Here in Florida I love our belated fall.  My first hint of it's arrival begins in October with golden raintrees changing from yellow to coral followed in November by cassias dazzling me with bright yellow blooms.  While grapefruits, red navels and tangerines are beginning to ripen on the trees, I start to notice leaves beginning to turn colors on deciduous trees.  By the end of December when the citrus trees will be covered with sunny globes of fruit, most of the deciduous leaves will have fallen to the ground and bags of leaves in black plastic bags will begin to line driveways.

In Pennsylvania we used to rake leaves into big piles that would be jumped into over and over before we burnt them up in the late afternoon.  On Cape Cod we just left them on the ground, adding a pleasant crunch underfoot as we went to and fro.  Here in Florida, like bandits after gold,  we peruse neighborhoods in the early morn of garbage pick-up days to filch bulging bags of biodegradable gold.  Our bounty, soon to be used as mulch, enriches the soil.

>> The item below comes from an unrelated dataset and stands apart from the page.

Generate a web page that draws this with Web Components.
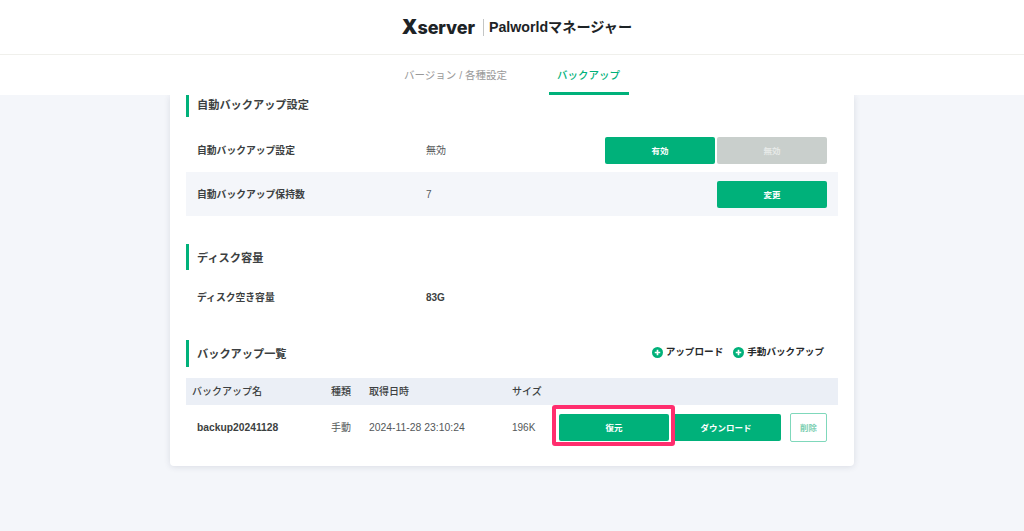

We all have our rituals, our memories and our favorite seasons.  To me autumn has always been and will always be my favorite time of year.  Living in Florida I feel fortunate to enjoy a double dip of autumnal delight.  Once by the calendar and again by the natural flow of our Central Florida climate.  I may not have an orchard here tempting me with lip-staining candy apples but as the leaves are changing in my southern home,  I can go to a nearby farm and pick sweet red strawberries, pluck a tangy kumquat off my very own tree and sip a glass of fresh squeezed orange juice made from fruit picked that day from a neighboring grove.  Now if that isn't the stuff memories are made of, what is!